* [INSTRUCTIONS TO FOLLOW] Read the lines below. Copy out any that hold the string "with".
### RECORDS TO USE ###
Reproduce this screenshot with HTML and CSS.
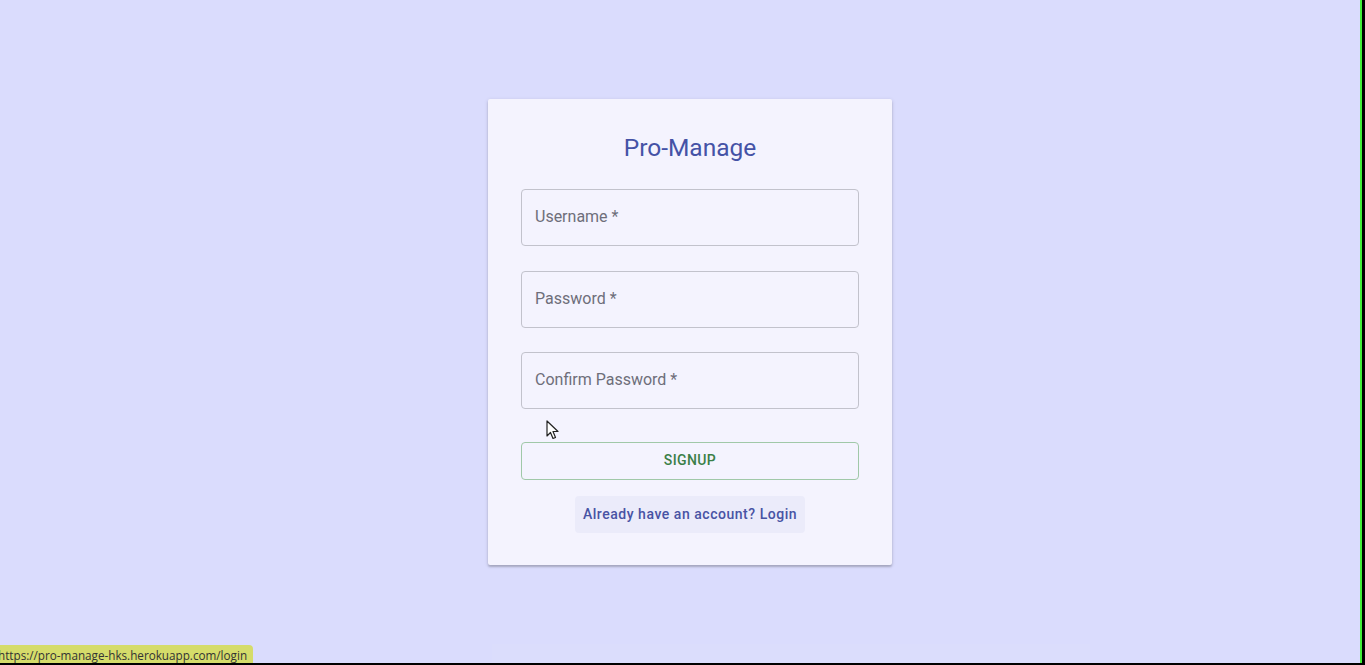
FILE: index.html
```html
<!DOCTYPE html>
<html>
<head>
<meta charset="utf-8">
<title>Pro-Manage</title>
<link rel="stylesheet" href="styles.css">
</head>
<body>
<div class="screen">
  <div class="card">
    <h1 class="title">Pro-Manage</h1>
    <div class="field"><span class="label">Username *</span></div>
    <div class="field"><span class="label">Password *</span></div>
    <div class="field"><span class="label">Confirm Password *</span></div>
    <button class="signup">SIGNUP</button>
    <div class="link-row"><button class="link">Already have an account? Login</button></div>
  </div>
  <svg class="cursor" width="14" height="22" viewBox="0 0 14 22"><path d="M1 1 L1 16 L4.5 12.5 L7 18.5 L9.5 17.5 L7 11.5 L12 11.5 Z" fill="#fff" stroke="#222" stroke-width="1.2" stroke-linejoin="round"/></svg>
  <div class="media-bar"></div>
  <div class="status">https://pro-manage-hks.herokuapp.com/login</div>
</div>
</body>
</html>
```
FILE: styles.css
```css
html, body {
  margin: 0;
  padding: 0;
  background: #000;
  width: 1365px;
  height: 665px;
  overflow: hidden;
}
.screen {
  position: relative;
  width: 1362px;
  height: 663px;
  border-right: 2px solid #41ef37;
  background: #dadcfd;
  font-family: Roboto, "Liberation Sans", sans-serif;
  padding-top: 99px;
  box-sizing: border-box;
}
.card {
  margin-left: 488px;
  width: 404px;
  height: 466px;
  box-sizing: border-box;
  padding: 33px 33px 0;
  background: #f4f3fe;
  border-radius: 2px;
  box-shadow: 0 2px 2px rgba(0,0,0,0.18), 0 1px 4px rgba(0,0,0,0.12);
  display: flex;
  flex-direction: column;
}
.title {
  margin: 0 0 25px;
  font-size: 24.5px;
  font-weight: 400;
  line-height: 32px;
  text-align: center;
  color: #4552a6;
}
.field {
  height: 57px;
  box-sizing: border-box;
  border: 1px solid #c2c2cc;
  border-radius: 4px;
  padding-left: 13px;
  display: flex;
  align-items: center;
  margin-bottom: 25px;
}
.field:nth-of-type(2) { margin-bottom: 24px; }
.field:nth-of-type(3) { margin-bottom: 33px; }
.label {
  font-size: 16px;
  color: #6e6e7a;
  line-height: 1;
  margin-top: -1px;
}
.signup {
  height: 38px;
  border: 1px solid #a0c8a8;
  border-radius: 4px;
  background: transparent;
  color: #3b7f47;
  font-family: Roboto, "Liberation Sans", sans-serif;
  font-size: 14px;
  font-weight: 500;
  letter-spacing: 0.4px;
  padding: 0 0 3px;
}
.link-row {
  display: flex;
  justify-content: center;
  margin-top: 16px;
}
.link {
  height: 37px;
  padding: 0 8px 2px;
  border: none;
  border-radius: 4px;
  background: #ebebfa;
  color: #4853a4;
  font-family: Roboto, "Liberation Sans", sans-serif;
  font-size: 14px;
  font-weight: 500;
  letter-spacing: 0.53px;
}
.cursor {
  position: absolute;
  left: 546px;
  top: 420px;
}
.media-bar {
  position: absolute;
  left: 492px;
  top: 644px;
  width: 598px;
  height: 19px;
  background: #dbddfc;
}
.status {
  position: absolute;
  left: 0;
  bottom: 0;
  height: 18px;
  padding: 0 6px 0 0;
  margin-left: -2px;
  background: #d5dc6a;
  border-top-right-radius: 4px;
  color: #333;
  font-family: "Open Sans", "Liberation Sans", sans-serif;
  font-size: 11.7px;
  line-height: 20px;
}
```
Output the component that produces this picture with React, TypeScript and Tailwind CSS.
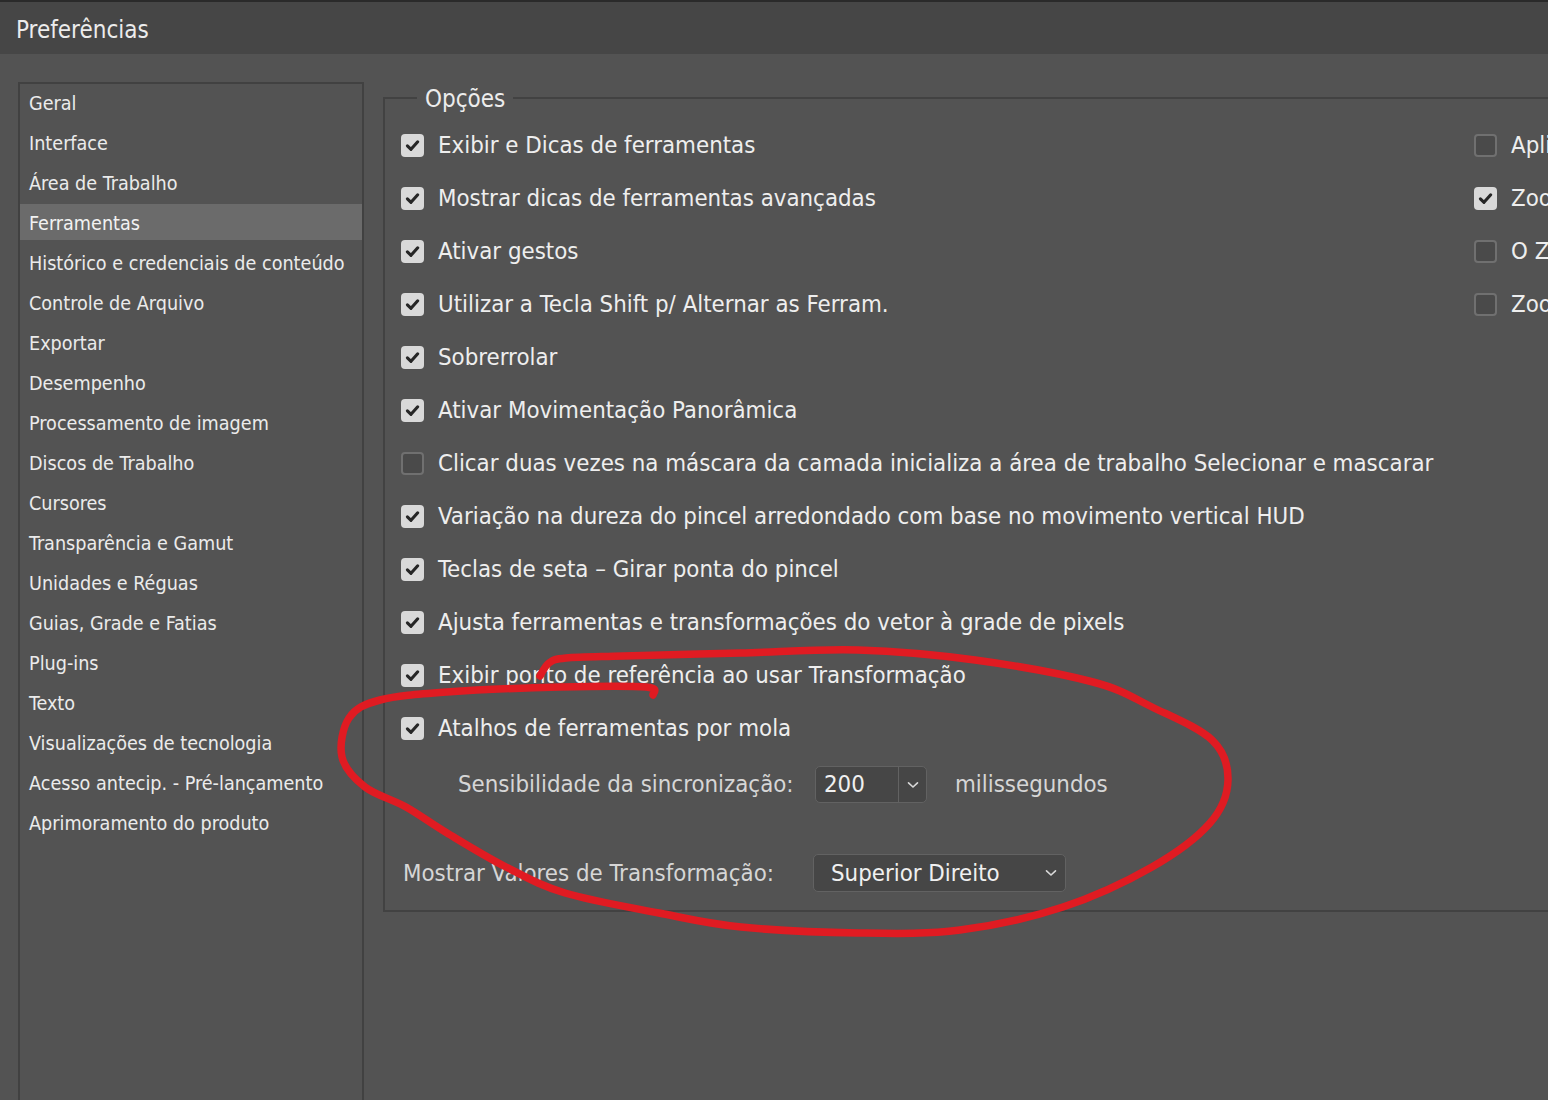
###
* [REPLY TO THE TASK]
Reproduce this screenshot with HTML and CSS.
Output the component that produces this picture with React, TypeScript and Tailwind CSS.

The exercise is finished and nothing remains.